BEGIN Provided information

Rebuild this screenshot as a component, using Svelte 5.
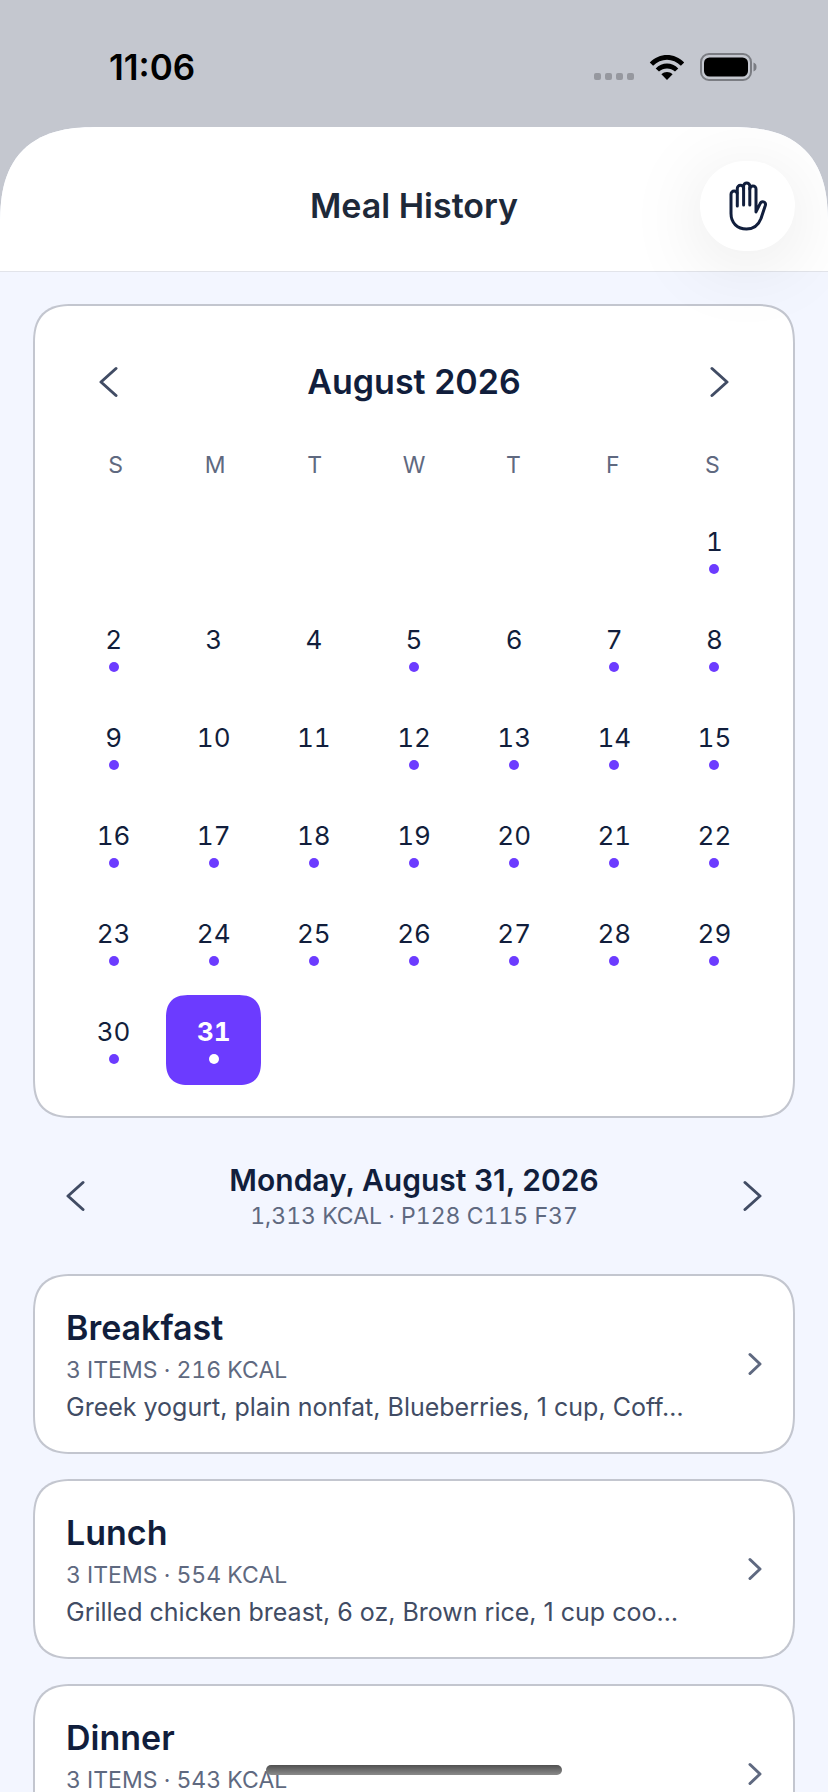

END Provided information
BEGIN Provided information

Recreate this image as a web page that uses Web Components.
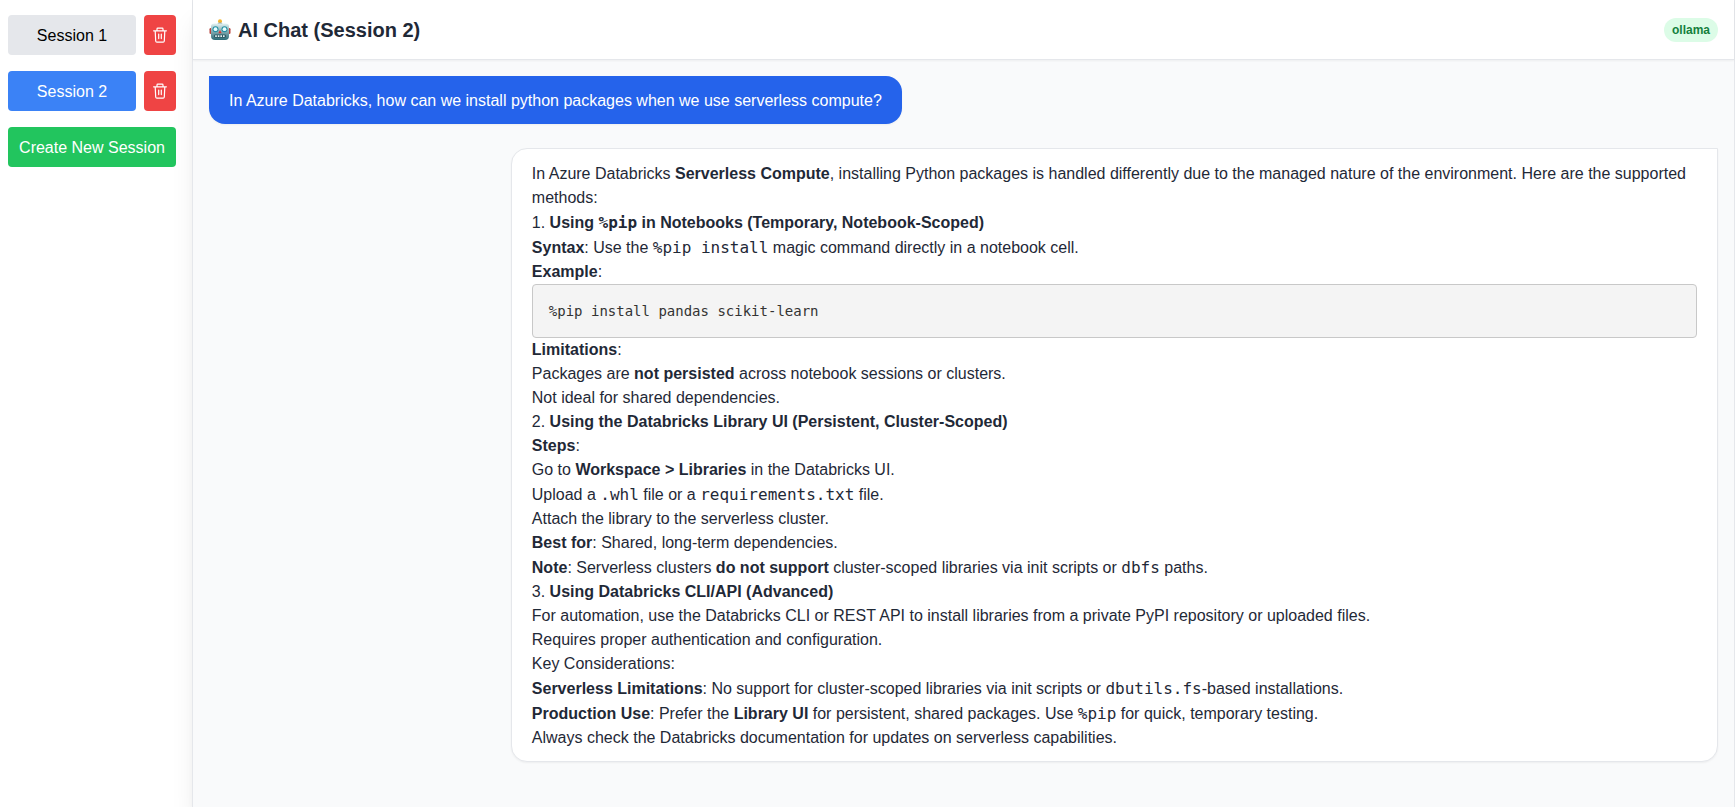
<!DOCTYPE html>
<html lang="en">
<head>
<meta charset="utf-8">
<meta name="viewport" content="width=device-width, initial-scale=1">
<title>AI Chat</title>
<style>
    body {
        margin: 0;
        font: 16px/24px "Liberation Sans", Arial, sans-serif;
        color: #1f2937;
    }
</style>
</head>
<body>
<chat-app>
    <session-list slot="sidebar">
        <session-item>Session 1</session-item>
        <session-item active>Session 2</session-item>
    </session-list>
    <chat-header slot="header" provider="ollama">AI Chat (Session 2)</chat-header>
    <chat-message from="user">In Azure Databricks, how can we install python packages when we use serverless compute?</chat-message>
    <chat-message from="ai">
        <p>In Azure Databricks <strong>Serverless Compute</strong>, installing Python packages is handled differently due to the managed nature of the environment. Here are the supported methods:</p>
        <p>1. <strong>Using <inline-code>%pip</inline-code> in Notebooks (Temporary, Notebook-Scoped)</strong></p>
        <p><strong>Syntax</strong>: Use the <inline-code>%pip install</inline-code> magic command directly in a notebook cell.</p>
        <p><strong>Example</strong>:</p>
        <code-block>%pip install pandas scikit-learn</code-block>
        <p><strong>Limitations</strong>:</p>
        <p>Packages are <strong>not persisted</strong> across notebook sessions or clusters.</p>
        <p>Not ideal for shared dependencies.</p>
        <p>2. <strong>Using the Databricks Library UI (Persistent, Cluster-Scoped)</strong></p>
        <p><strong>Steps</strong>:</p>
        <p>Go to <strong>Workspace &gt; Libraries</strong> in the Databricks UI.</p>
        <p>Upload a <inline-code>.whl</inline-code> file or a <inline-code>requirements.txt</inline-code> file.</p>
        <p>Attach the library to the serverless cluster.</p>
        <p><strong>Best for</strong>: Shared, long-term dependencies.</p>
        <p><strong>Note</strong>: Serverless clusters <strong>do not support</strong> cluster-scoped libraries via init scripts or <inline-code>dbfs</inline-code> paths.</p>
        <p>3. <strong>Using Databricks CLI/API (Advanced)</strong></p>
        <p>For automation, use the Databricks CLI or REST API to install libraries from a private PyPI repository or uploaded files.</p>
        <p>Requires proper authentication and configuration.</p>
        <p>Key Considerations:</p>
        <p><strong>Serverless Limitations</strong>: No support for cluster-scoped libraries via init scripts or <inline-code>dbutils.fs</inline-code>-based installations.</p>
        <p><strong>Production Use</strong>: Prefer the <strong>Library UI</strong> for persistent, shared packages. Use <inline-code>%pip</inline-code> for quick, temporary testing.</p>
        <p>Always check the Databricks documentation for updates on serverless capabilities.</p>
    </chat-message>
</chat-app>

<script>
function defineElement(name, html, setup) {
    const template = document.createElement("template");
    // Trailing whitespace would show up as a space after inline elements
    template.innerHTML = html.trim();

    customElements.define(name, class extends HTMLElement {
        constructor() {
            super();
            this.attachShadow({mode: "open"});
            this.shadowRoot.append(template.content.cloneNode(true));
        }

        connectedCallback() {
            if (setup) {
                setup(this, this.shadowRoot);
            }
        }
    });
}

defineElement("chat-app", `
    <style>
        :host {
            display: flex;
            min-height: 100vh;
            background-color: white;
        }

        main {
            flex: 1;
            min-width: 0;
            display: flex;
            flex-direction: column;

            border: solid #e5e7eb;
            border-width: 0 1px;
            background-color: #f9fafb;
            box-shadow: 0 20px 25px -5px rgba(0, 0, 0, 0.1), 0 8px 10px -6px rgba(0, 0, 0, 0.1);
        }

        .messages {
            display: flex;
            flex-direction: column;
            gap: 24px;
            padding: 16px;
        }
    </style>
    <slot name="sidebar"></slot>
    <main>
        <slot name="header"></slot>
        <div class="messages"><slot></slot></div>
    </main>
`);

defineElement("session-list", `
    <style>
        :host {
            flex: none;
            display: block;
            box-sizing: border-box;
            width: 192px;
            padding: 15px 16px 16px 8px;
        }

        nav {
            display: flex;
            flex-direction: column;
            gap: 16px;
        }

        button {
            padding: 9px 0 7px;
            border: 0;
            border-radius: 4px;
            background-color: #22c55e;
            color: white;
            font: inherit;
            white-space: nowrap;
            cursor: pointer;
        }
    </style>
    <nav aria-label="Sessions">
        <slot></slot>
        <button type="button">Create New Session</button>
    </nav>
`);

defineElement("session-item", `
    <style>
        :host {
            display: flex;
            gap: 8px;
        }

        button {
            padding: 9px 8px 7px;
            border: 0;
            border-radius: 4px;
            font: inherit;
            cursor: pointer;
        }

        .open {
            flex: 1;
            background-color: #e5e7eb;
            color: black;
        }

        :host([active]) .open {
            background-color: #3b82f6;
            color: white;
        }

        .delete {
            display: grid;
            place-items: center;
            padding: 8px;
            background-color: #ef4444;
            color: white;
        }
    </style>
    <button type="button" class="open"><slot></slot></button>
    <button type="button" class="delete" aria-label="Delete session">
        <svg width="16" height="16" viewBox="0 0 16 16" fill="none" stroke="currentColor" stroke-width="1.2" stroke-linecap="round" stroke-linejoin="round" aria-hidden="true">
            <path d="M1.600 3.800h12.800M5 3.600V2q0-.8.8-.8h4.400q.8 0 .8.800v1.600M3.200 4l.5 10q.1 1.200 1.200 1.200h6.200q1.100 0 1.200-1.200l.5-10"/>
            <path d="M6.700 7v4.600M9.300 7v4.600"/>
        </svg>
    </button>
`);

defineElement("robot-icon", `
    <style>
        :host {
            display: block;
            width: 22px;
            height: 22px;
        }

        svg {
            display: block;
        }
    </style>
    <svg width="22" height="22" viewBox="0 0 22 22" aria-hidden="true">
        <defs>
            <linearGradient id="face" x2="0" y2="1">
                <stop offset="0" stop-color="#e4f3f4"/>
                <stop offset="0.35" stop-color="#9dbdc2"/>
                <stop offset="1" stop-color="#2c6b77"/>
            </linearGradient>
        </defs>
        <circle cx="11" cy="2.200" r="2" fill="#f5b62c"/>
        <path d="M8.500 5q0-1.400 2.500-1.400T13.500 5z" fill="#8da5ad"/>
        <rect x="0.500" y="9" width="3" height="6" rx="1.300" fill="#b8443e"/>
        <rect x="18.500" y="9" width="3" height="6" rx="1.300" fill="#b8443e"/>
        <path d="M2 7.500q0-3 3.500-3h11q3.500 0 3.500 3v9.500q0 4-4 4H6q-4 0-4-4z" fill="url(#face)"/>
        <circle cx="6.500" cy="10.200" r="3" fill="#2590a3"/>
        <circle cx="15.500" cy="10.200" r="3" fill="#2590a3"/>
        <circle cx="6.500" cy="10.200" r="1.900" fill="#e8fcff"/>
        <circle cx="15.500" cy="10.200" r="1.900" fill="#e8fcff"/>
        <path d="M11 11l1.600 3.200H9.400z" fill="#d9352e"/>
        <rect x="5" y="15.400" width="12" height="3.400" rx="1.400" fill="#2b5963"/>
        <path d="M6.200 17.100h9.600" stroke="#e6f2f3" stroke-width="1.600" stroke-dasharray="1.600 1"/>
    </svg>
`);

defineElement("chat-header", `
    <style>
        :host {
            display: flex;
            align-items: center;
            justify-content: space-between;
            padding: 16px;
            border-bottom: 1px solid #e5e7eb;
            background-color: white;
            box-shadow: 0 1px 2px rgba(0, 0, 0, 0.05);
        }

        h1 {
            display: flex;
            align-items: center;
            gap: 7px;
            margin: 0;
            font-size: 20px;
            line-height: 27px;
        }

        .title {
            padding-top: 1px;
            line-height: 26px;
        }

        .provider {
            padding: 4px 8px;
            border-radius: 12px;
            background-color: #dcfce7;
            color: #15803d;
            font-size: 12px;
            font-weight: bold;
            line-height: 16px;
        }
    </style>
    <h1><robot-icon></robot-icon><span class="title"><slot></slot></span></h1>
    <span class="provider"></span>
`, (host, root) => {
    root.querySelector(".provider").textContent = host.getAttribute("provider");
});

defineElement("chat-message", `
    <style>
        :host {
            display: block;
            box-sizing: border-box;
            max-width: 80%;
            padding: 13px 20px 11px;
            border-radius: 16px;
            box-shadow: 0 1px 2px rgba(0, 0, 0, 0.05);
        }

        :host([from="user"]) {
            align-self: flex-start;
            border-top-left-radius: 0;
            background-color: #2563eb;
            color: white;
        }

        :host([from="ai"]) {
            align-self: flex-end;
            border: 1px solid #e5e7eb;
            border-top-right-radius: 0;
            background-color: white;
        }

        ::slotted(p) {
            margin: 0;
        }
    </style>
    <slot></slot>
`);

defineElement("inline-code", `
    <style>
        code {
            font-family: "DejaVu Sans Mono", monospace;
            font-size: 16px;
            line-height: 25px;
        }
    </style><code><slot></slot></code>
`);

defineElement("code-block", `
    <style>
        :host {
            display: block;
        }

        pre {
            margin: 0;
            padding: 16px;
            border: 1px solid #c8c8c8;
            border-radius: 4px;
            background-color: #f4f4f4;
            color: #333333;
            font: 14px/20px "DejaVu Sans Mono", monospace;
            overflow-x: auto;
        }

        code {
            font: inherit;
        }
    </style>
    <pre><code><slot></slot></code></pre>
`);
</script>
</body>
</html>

END Provided information

Goal >>
Return only the number of lines in the entries that contain the string "this".

Task answer >>
5